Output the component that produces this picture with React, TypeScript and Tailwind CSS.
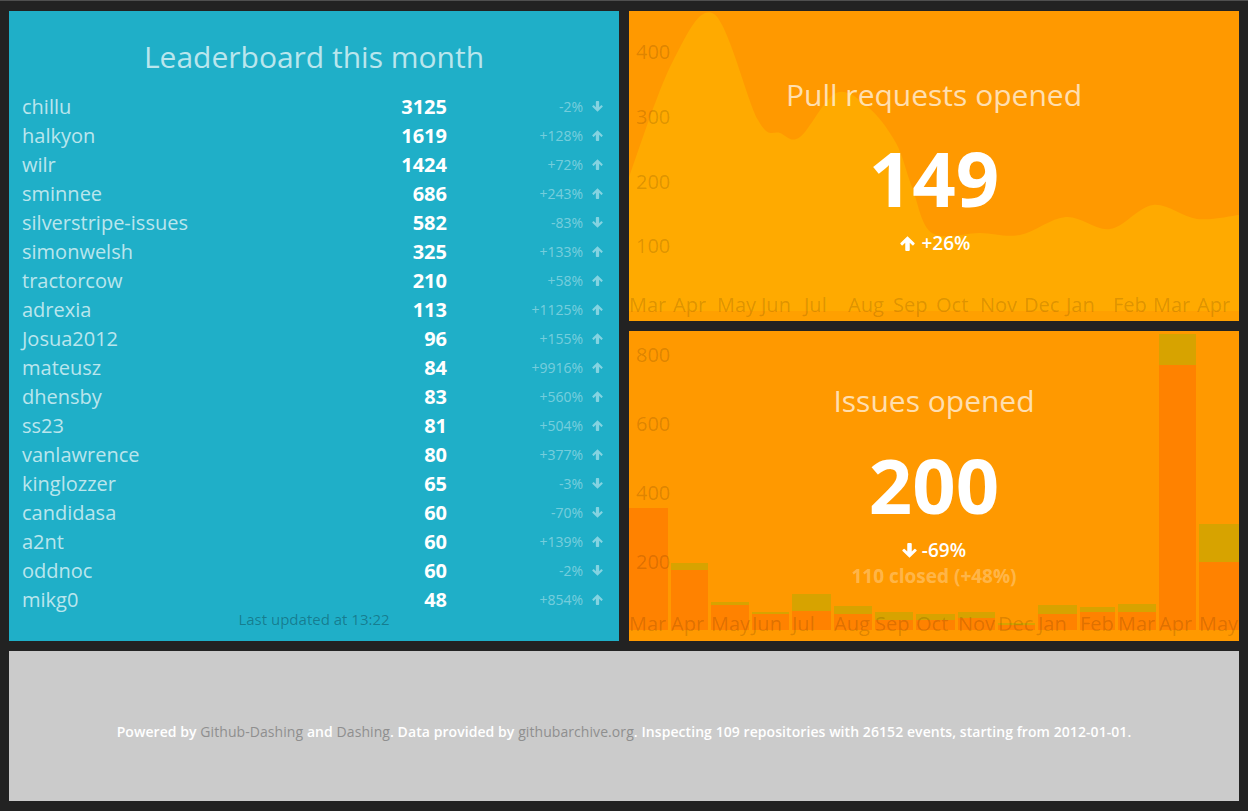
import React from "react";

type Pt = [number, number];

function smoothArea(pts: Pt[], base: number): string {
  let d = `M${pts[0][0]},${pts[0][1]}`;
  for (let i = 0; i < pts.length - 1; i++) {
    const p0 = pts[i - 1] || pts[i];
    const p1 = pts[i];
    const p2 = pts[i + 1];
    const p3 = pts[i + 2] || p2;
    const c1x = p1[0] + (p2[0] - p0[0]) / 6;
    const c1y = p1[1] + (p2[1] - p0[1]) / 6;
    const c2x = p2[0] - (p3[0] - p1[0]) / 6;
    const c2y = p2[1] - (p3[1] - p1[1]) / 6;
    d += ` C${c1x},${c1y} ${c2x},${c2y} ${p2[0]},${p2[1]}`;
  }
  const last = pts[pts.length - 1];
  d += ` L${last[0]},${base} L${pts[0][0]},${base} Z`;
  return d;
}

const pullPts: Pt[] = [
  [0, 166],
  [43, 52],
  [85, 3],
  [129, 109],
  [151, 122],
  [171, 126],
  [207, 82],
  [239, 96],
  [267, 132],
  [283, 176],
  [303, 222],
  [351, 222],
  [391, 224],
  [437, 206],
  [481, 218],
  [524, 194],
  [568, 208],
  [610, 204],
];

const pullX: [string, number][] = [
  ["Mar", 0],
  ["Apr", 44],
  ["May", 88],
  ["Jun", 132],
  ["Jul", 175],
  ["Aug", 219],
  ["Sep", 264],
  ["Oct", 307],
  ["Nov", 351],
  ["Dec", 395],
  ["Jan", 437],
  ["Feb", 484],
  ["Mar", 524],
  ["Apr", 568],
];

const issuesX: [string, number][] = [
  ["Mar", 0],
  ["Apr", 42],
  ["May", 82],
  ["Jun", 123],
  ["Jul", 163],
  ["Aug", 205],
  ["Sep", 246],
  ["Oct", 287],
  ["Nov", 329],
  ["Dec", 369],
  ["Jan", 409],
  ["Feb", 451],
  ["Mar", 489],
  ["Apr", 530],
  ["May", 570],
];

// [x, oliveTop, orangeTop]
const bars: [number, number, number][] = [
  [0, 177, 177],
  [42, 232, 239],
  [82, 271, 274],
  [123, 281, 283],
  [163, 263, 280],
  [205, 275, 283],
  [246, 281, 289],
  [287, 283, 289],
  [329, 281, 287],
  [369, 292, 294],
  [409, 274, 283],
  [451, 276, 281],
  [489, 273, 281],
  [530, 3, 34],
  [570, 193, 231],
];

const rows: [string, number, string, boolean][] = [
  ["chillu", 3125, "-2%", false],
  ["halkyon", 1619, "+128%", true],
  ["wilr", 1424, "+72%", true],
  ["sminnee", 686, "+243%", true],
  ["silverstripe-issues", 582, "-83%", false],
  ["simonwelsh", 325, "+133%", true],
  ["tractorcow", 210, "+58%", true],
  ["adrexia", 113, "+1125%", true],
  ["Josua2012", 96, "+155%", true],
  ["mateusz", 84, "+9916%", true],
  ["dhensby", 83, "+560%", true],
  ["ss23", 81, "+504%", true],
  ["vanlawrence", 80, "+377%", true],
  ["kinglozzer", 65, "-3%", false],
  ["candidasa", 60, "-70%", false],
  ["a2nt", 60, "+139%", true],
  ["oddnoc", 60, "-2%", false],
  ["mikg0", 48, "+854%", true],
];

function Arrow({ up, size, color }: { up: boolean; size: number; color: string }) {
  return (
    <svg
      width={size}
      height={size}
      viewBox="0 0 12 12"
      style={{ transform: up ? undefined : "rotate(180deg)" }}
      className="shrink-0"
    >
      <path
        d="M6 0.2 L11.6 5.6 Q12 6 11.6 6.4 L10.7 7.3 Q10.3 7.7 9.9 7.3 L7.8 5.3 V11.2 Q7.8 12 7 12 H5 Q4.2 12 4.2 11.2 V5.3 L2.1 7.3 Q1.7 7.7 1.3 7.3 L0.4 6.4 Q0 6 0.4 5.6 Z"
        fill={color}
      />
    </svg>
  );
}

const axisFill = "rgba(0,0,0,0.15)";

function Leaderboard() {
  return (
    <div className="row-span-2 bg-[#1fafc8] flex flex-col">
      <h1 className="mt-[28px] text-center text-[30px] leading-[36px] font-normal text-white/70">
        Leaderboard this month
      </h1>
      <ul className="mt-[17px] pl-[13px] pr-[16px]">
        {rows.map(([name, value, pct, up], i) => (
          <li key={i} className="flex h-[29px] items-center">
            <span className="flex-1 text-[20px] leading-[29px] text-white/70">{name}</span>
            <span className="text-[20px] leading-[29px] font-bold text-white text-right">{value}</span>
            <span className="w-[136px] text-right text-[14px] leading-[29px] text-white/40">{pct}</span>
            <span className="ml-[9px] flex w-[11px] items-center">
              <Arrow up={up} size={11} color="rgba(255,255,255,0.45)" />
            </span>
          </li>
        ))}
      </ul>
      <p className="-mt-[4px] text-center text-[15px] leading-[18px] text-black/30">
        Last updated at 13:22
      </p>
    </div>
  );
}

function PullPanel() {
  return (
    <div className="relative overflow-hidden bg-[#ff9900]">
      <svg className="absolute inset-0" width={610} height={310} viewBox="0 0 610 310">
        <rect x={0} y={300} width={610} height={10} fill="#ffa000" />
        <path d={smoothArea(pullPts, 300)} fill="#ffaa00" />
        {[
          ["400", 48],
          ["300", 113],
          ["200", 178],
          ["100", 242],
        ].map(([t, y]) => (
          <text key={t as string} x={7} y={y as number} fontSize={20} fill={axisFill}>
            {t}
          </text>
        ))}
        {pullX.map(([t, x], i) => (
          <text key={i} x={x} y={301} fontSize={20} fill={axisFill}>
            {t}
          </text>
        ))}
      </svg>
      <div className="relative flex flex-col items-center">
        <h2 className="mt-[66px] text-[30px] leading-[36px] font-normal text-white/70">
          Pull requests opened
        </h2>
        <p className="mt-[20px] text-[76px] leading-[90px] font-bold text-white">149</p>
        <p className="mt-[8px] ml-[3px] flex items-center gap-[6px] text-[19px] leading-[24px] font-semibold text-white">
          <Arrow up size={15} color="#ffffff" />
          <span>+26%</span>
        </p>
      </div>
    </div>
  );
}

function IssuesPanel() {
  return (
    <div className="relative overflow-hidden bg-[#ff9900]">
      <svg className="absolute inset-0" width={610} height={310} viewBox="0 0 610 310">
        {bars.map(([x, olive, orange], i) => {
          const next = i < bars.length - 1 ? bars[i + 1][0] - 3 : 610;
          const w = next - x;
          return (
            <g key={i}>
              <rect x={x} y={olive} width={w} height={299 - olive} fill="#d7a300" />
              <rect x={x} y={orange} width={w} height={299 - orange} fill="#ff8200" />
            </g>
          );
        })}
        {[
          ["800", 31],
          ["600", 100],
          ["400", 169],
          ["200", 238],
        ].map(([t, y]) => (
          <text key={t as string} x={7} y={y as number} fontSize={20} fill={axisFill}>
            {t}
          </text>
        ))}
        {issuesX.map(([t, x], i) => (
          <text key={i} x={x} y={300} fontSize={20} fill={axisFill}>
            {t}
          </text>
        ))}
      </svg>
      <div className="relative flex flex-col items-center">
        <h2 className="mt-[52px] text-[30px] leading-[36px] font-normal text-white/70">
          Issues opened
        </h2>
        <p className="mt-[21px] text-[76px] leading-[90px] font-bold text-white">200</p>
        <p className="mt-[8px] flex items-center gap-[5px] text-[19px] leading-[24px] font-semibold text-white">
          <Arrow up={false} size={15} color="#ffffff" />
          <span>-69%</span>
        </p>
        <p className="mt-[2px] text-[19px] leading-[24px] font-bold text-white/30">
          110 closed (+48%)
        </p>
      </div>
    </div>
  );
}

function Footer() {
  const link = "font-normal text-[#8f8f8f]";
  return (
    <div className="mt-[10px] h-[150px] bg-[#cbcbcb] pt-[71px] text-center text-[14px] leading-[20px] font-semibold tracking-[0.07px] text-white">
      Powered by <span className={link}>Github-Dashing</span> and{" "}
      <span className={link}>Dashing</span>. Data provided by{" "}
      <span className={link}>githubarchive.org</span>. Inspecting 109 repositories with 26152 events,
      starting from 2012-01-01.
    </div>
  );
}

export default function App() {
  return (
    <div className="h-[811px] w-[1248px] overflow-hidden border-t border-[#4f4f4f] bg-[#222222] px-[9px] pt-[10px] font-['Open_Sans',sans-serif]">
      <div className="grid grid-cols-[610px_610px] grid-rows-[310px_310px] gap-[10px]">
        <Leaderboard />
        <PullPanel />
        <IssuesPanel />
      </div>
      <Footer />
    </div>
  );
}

- - -

# [Short task]
Which lines above contain "React"? Show each of them.

# [Solution to this exercise]
Output the component that produces this picture with React, TypeScript and Tailwind CSS.
import React from "react";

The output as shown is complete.